Leave the pictures out, and retype all of the material exactly as written.

*-*-*

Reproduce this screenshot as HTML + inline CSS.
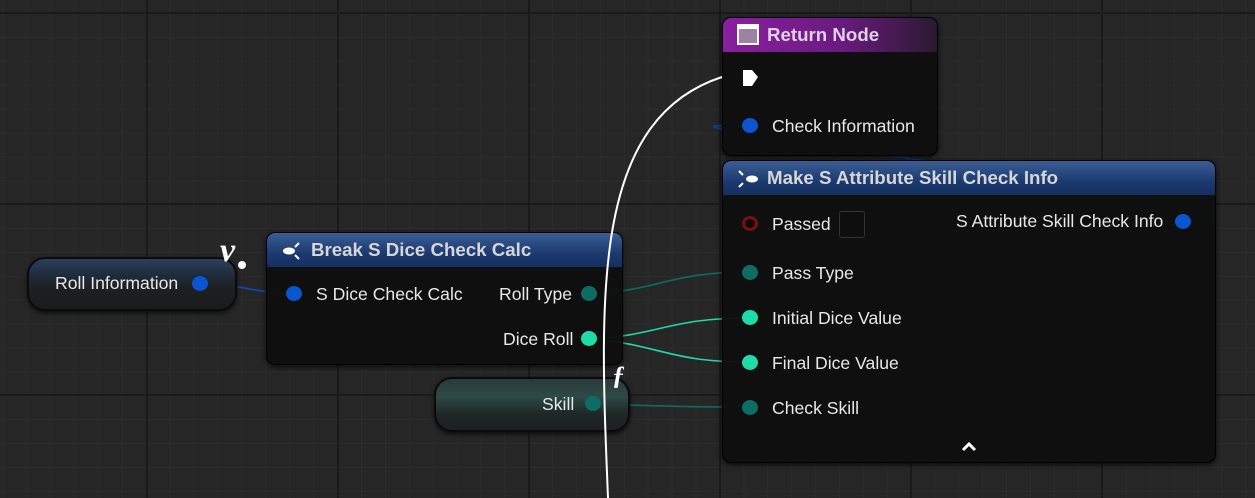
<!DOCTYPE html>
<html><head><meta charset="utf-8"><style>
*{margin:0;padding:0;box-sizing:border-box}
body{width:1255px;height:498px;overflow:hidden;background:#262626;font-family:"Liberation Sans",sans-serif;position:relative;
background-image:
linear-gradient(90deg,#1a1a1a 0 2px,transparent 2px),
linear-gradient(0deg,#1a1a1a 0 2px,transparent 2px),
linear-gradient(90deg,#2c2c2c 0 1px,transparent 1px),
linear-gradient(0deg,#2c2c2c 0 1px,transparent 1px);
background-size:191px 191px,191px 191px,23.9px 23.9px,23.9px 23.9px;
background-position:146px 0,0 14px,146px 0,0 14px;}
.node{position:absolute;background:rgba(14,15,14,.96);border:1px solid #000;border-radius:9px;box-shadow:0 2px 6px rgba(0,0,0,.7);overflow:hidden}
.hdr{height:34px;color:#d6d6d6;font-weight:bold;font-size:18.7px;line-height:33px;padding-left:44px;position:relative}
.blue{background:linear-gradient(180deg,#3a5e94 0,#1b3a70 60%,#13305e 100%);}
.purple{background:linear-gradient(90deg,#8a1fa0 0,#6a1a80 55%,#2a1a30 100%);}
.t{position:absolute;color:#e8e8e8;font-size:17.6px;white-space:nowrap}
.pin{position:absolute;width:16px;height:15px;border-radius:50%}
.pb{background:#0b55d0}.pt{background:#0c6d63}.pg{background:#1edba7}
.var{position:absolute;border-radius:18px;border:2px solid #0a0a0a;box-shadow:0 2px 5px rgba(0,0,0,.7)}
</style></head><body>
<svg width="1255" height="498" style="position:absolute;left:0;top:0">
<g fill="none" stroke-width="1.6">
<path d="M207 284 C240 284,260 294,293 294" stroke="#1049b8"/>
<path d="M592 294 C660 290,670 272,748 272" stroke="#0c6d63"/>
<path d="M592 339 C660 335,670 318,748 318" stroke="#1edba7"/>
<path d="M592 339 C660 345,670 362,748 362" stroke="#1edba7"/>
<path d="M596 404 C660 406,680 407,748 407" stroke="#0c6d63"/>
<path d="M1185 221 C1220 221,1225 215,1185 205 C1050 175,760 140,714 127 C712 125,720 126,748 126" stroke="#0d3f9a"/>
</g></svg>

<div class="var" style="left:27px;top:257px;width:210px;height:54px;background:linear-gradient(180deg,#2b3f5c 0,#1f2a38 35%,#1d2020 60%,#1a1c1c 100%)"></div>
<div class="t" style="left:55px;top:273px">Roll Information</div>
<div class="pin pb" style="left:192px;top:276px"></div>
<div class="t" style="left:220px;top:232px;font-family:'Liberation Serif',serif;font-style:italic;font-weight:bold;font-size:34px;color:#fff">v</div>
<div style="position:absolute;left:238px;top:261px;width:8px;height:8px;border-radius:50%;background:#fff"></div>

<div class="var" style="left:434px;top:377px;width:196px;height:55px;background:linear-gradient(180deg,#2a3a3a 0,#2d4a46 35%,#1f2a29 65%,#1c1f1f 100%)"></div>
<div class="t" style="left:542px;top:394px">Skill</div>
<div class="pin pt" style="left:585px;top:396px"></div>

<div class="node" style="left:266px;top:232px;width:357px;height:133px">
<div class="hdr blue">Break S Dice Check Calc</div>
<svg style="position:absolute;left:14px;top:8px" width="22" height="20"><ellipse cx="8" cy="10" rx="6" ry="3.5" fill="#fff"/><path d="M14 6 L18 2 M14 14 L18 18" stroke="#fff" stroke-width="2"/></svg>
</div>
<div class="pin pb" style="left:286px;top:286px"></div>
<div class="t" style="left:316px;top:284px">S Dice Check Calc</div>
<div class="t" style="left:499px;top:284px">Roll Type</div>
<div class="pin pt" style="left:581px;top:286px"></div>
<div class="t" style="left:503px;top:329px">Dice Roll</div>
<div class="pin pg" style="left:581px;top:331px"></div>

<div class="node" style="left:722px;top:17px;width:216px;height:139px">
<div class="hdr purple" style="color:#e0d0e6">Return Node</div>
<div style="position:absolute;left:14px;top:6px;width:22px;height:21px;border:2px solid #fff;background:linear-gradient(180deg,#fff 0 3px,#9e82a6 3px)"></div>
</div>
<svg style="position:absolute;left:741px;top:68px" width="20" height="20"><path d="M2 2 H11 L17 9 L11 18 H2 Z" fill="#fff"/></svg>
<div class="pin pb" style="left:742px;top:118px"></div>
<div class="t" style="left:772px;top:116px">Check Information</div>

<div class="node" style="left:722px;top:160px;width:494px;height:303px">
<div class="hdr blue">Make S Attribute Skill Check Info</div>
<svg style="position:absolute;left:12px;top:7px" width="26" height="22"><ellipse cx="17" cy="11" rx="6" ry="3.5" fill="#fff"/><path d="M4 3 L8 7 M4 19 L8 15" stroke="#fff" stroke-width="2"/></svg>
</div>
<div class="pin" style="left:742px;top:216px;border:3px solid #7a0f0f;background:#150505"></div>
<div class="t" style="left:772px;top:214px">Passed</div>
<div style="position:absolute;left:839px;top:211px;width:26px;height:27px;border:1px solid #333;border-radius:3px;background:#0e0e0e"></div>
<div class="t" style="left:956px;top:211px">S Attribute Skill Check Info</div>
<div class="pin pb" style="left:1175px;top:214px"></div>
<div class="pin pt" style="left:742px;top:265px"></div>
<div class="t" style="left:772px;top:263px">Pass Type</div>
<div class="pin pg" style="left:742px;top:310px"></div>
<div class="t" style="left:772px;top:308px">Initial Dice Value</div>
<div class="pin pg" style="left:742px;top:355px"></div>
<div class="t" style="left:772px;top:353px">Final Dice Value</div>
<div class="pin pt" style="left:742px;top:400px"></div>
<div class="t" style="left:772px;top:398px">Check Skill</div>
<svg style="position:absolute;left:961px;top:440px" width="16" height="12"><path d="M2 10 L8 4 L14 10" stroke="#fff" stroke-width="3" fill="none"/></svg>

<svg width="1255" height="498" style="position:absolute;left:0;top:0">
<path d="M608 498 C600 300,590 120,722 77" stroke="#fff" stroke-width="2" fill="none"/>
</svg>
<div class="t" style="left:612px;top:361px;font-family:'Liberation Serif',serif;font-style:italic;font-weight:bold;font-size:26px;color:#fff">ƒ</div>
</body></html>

*-*-*

> FULL RESPONSE
Reproduce this screenshot as HTML + inline CSS.
<!DOCTYPE html>
<html><head><meta charset="utf-8"><style>
*{margin:0;padding:0;box-sizing:border-box}
body{width:1255px;height:498px;overflow:hidden;background:#262626;font-family:"Liberation Sans",sans-serif;position:relative;
background-image:
linear-gradient(90deg,#1a1a1a 0 2px,transparent 2px),
linear-gradient(0deg,#1a1a1a 0 2px,transparent 2px),
linear-gradient(90deg,#2c2c2c 0 1px,transparent 1px),
linear-gradient(0deg,#2c2c2c 0 1px,transparent 1px);
background-size:191px 191px,191px 191px,23.9px 23.9px,23.9px 23.9px;
background-position:146px 0,0 14px,146px 0,0 14px;}
.node{position:absolute;background:rgba(14,15,14,.96);border:1px solid #000;border-radius:9px;box-shadow:0 2px 6px rgba(0,0,0,.7);overflow:hidden}
.hdr{height:34px;color:#d6d6d6;font-weight:bold;font-size:18.7px;line-height:33px;padding-left:44px;position:relative}
.blue{background:linear-gradient(180deg,#3a5e94 0,#1b3a70 60%,#13305e 100%);}
.purple{background:linear-gradient(90deg,#8a1fa0 0,#6a1a80 55%,#2a1a30 100%);}
.t{position:absolute;color:#e8e8e8;font-size:17.6px;white-space:nowrap}
.pin{position:absolute;width:16px;height:15px;border-radius:50%}
.pb{background:#0b55d0}.pt{background:#0c6d63}.pg{background:#1edba7}
.var{position:absolute;border-radius:18px;border:2px solid #0a0a0a;box-shadow:0 2px 5px rgba(0,0,0,.7)}
</style></head><body>
<svg width="1255" height="498" style="position:absolute;left:0;top:0">
<g fill="none" stroke-width="1.6">
<path d="M207 284 C240 284,260 294,293 294" stroke="#1049b8"/>
<path d="M592 294 C660 290,670 272,748 272" stroke="#0c6d63"/>
<path d="M592 339 C660 335,670 318,748 318" stroke="#1edba7"/>
<path d="M592 339 C660 345,670 362,748 362" stroke="#1edba7"/>
<path d="M596 404 C660 406,680 407,748 407" stroke="#0c6d63"/>
<path d="M1185 221 C1220 221,1225 215,1185 205 C1050 175,760 140,714 127 C712 125,720 126,748 126" stroke="#0d3f9a"/>
</g></svg>

<div class="var" style="left:27px;top:257px;width:210px;height:54px;background:linear-gradient(180deg,#2b3f5c 0,#1f2a38 35%,#1d2020 60%,#1a1c1c 100%)"></div>
<div class="t" style="left:55px;top:273px">Roll Information</div>
<div class="pin pb" style="left:192px;top:276px"></div>
<div class="t" style="left:220px;top:232px;font-family:'Liberation Serif',serif;font-style:italic;font-weight:bold;font-size:34px;color:#fff">v</div>
<div style="position:absolute;left:238px;top:261px;width:8px;height:8px;border-radius:50%;background:#fff"></div>

<div class="var" style="left:434px;top:377px;width:196px;height:55px;background:linear-gradient(180deg,#2a3a3a 0,#2d4a46 35%,#1f2a29 65%,#1c1f1f 100%)"></div>
<div class="t" style="left:542px;top:394px">Skill</div>
<div class="pin pt" style="left:585px;top:396px"></div>

<div class="node" style="left:266px;top:232px;width:357px;height:133px">
<div class="hdr blue">Break S Dice Check Calc</div>
<svg style="position:absolute;left:14px;top:8px" width="22" height="20"><ellipse cx="8" cy="10" rx="6" ry="3.5" fill="#fff"/><path d="M14 6 L18 2 M14 14 L18 18" stroke="#fff" stroke-width="2"/></svg>
</div>
<div class="pin pb" style="left:286px;top:286px"></div>
<div class="t" style="left:316px;top:284px">S Dice Check Calc</div>
<div class="t" style="left:499px;top:284px">Roll Type</div>
<div class="pin pt" style="left:581px;top:286px"></div>
<div class="t" style="left:503px;top:329px">Dice Roll</div>
<div class="pin pg" style="left:581px;top:331px"></div>

<div class="node" style="left:722px;top:17px;width:216px;height:139px">
<div class="hdr purple" style="color:#e0d0e6">Return Node</div>
<div style="position:absolute;left:14px;top:6px;width:22px;height:21px;border:2px solid #fff;background:linear-gradient(180deg,#fff 0 3px,#9e82a6 3px)"></div>
</div>
<svg style="position:absolute;left:741px;top:68px" width="20" height="20"><path d="M2 2 H11 L17 9 L11 18 H2 Z" fill="#fff"/></svg>
<div class="pin pb" style="left:742px;top:118px"></div>
<div class="t" style="left:772px;top:116px">Check Information</div>

<div class="node" style="left:722px;top:160px;width:494px;height:303px">
<div class="hdr blue">Make S Attribute Skill Check Info</div>
<svg style="position:absolute;left:12px;top:7px" width="26" height="22"><ellipse cx="17" cy="11" rx="6" ry="3.5" fill="#fff"/><path d="M4 3 L8 7 M4 19 L8 15" stroke="#fff" stroke-width="2"/></svg>
</div>
<div class="pin" style="left:742px;top:216px;border:3px solid #7a0f0f;background:#150505"></div>
<div class="t" style="left:772px;top:214px">Passed</div>
<div style="position:absolute;left:839px;top:211px;width:26px;height:27px;border:1px solid #333;border-radius:3px;background:#0e0e0e"></div>
<div class="t" style="left:956px;top:211px">S Attribute Skill Check Info</div>
<div class="pin pb" style="left:1175px;top:214px"></div>
<div class="pin pt" style="left:742px;top:265px"></div>
<div class="t" style="left:772px;top:263px">Pass Type</div>
<div class="pin pg" style="left:742px;top:310px"></div>
<div class="t" style="left:772px;top:308px">Initial Dice Value</div>
<div class="pin pg" style="left:742px;top:355px"></div>
<div class="t" style="left:772px;top:353px">Final Dice Value</div>
<div class="pin pt" style="left:742px;top:400px"></div>
<div class="t" style="left:772px;top:398px">Check Skill</div>
<svg style="position:absolute;left:961px;top:440px" width="16" height="12"><path d="M2 10 L8 4 L14 10" stroke="#fff" stroke-width="3" fill="none"/></svg>

<svg width="1255" height="498" style="position:absolute;left:0;top:0">
<path d="M608 498 C600 300,590 120,722 77" stroke="#fff" stroke-width="2" fill="none"/>
</svg>
<div class="t" style="left:612px;top:361px;font-family:'Liberation Serif',serif;font-style:italic;font-weight:bold;font-size:26px;color:#fff">ƒ</div>
</body></html>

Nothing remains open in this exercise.